● WHAT YOU ARE ASKED TO DO
Take the lines from the top down to and including the one with "['Deaktiviert', 'Optional', 'Erforderlich'];" and repeat them exactly. Omit images.

● RECORDED DATA
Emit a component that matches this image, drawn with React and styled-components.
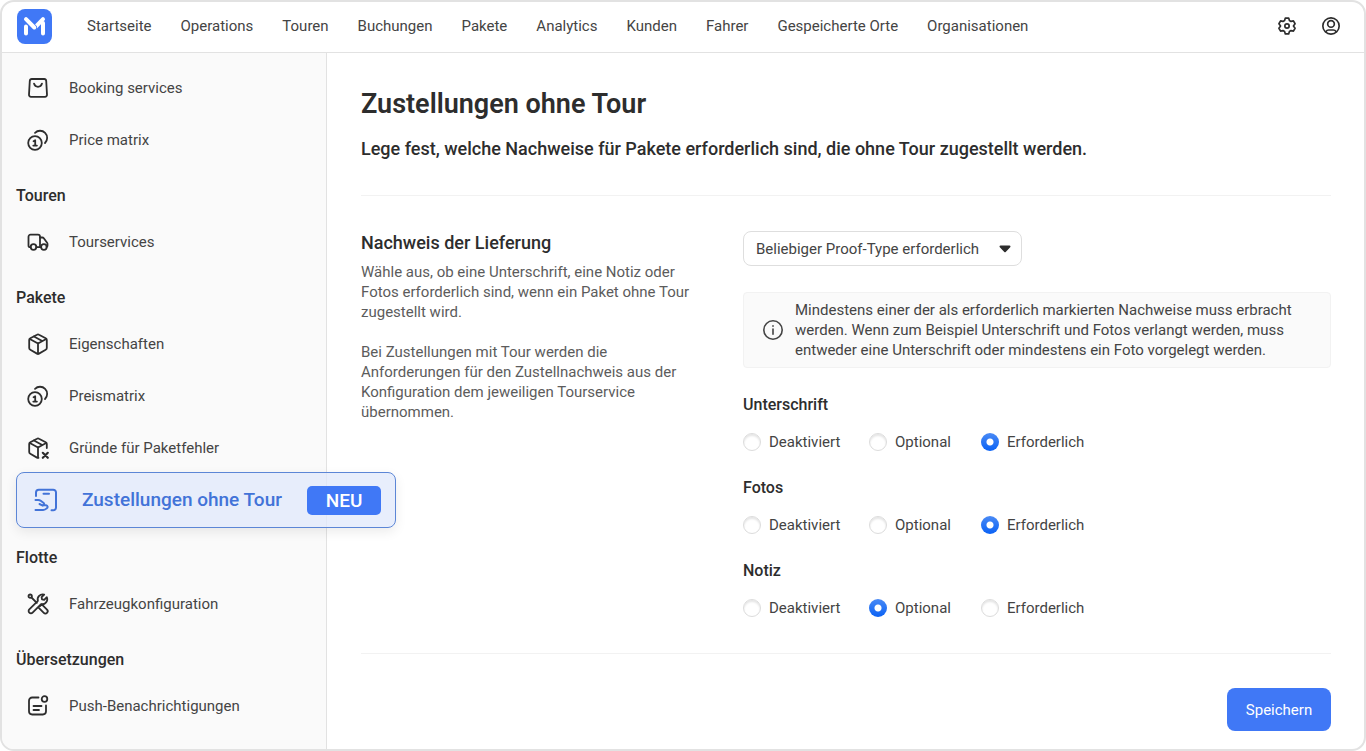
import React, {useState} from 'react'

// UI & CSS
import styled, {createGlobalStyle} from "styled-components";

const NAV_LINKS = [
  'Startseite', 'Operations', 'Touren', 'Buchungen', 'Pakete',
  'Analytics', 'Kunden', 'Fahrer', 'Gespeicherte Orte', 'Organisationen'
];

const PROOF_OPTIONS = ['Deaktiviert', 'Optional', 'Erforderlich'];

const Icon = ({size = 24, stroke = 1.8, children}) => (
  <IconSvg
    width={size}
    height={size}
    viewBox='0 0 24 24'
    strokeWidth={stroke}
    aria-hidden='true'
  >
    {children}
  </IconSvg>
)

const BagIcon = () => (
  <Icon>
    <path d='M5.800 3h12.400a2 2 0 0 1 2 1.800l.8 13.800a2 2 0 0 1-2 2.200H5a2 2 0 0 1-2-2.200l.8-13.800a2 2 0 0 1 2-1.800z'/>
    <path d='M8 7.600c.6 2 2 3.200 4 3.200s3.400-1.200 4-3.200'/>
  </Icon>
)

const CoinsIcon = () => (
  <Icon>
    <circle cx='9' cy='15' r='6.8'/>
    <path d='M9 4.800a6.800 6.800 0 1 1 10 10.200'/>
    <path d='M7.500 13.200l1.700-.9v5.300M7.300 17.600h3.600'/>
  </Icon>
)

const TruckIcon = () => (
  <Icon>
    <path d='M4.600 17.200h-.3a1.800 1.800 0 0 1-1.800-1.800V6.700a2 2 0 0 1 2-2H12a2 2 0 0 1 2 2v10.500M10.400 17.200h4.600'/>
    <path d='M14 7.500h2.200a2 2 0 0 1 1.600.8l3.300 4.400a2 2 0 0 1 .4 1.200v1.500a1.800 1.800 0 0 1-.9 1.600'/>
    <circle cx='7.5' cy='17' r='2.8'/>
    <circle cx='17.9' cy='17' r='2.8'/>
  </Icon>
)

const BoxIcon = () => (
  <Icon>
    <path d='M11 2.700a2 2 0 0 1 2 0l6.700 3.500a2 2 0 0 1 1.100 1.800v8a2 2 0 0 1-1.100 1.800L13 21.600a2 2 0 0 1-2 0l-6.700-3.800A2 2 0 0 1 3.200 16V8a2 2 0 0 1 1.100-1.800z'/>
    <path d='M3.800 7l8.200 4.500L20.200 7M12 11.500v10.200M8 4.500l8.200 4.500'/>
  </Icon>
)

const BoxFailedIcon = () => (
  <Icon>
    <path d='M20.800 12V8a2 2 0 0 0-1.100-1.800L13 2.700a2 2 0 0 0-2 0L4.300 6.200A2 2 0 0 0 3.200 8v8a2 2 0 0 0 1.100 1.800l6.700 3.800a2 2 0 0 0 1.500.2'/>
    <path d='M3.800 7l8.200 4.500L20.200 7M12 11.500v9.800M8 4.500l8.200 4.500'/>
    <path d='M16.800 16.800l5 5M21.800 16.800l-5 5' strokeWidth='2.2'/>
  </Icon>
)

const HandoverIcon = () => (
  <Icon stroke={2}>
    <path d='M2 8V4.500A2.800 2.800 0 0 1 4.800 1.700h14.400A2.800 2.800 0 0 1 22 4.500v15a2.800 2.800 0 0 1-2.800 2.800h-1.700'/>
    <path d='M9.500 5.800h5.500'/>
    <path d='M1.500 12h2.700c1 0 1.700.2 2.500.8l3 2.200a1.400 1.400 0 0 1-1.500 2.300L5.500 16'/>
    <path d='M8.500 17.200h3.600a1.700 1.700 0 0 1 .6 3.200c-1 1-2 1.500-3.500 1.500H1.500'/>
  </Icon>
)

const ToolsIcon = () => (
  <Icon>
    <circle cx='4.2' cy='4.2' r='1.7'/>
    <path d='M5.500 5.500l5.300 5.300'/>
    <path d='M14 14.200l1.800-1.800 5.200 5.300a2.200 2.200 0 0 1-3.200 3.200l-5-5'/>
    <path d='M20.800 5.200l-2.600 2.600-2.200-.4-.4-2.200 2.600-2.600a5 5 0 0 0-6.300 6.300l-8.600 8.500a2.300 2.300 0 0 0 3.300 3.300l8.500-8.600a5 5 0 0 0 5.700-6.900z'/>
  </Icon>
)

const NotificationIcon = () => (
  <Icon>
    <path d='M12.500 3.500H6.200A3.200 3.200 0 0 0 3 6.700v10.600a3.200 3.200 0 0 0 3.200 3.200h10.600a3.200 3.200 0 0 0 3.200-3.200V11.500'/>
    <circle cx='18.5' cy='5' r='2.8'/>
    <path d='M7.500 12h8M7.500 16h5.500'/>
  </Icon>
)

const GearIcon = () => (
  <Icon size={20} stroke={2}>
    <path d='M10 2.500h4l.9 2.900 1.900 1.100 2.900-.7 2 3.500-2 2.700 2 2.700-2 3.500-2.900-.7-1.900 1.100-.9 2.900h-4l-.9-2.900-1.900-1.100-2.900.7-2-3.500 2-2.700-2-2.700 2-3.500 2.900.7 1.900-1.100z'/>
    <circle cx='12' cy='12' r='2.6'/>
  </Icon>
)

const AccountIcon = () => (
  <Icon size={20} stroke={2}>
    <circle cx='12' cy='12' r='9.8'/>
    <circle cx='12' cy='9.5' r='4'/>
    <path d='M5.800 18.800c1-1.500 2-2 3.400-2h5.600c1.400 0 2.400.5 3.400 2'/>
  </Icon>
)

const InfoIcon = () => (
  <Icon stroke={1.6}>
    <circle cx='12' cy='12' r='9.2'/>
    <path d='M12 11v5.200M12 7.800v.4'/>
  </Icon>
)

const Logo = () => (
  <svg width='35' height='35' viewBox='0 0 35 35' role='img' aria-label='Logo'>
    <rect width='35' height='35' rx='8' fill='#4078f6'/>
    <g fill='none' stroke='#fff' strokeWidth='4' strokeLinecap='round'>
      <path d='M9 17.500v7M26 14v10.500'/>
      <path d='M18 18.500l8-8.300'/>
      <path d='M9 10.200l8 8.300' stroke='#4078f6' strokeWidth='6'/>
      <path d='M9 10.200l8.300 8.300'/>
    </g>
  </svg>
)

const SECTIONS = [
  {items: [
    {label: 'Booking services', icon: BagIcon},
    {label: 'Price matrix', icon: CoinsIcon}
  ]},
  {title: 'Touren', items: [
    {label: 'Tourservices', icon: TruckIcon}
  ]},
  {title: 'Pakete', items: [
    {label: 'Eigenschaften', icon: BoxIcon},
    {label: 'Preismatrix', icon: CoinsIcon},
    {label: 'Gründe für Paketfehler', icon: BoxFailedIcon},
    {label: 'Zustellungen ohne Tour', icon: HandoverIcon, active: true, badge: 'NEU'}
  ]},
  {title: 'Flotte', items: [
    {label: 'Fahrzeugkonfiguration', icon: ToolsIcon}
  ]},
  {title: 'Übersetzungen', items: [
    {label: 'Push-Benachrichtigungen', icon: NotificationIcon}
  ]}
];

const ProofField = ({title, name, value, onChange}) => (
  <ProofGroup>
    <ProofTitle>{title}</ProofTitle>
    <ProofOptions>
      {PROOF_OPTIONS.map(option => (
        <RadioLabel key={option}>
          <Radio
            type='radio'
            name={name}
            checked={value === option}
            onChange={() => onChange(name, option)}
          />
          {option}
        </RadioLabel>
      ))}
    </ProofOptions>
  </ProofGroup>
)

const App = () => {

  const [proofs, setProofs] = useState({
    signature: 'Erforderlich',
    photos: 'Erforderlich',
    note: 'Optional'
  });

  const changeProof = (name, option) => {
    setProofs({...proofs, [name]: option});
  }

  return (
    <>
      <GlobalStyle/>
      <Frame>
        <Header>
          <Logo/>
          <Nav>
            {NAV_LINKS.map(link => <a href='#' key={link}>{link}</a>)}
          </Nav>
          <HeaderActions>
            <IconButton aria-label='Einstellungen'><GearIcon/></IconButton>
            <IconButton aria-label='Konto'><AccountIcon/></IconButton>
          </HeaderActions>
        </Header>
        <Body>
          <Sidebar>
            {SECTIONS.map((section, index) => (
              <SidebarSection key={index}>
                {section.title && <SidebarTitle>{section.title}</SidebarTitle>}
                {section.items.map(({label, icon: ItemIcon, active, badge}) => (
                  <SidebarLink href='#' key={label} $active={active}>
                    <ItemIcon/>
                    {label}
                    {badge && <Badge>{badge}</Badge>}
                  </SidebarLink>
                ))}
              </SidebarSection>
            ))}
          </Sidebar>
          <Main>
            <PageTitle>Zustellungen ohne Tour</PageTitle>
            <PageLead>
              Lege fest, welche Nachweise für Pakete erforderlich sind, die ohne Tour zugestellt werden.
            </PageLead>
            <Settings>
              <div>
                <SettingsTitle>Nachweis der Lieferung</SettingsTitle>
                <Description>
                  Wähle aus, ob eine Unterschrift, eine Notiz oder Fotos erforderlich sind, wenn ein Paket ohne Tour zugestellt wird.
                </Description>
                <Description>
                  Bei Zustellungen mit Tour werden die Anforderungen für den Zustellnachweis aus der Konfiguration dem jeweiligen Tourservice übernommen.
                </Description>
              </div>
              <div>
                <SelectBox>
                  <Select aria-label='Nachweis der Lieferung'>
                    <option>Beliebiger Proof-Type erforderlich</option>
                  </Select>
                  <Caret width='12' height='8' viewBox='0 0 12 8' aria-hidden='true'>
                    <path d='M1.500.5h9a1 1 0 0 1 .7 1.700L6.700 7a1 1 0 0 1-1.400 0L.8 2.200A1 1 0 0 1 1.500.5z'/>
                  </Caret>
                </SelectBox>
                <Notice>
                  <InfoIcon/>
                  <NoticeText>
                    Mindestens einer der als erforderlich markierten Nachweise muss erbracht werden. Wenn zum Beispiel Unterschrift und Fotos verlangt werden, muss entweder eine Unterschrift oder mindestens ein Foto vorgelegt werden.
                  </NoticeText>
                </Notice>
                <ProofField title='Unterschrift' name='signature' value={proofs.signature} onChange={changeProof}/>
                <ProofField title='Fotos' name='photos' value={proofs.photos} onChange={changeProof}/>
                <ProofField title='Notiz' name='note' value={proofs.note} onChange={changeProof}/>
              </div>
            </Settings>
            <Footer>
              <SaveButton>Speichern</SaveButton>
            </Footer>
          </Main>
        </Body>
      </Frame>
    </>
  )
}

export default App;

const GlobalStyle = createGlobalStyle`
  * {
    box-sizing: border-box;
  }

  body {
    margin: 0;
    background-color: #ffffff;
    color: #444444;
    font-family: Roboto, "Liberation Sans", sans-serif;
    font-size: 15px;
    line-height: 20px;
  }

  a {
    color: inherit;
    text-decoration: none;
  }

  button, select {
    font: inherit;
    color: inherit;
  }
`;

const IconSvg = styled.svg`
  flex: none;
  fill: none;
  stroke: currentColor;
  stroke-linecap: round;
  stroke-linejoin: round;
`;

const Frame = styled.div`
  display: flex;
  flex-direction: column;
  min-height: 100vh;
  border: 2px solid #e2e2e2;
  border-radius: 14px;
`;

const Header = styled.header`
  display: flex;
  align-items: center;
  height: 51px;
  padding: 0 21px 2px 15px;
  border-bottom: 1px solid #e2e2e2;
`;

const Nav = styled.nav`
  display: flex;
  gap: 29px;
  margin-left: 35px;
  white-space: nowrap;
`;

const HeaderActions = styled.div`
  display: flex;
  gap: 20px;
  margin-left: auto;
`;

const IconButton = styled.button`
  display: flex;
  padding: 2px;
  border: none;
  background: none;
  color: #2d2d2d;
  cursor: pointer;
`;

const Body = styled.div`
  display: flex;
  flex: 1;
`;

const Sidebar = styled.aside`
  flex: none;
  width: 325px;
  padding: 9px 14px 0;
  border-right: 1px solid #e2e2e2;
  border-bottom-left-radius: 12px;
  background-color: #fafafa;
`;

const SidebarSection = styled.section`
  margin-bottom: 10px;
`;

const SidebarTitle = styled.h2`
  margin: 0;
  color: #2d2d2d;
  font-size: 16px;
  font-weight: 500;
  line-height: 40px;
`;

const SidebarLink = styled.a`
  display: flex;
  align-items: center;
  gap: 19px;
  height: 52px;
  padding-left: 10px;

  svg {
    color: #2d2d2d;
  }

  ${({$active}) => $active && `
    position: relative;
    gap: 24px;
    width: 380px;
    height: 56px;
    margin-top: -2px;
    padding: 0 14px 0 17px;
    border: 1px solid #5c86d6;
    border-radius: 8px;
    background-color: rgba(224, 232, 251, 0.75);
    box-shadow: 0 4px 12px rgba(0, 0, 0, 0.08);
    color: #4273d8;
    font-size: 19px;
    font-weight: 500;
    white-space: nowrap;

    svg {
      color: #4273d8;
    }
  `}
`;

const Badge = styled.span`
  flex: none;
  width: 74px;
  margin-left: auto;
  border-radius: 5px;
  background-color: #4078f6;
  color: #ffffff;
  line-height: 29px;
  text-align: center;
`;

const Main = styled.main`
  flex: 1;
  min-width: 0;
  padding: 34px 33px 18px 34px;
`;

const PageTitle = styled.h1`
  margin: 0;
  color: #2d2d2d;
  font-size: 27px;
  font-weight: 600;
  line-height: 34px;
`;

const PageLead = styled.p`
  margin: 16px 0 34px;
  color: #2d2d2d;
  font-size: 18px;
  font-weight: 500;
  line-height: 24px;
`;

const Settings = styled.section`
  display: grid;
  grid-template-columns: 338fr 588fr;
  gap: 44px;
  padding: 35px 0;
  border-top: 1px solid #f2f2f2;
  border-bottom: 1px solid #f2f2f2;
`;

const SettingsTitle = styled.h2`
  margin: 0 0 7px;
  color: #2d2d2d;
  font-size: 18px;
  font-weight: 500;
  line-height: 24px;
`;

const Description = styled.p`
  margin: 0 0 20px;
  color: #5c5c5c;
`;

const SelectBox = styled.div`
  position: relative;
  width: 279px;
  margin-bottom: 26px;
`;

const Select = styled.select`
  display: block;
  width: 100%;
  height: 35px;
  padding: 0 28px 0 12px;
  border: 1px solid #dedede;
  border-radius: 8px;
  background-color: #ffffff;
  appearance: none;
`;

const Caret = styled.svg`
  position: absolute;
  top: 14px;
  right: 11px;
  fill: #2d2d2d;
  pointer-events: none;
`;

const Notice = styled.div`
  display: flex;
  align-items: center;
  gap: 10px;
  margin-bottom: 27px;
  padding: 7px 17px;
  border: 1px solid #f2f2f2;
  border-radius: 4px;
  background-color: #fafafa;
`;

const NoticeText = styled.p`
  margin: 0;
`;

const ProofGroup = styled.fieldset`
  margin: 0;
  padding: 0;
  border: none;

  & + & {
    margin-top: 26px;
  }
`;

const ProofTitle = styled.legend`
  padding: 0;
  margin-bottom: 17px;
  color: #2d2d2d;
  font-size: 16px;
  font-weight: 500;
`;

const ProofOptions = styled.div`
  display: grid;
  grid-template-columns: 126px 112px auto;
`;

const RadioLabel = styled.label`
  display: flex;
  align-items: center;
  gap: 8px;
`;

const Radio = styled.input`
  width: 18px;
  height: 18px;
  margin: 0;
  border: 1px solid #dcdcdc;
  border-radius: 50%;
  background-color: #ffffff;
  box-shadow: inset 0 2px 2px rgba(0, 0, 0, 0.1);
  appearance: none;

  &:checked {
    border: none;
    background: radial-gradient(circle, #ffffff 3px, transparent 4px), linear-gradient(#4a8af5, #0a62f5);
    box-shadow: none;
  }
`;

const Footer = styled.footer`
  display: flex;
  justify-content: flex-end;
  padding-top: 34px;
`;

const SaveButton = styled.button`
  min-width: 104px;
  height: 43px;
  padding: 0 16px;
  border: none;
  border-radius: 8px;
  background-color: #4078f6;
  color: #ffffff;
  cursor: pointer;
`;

● OUTPUT FOR THIS TASK
Emit a component that matches this image, drawn with React and styled-components.
import React, {useState} from 'react'

// UI & CSS
import styled, {createGlobalStyle} from "styled-components";

const NAV_LINKS = [
  'Startseite', 'Operations', 'Touren', 'Buchungen', 'Pakete',
  'Analytics', 'Kunden', 'Fahrer', 'Gespeicherte Orte', 'Organisationen'
];

const PROOF_OPTIONS = ['Deaktiviert', 'Optional', 'Erforderlich'];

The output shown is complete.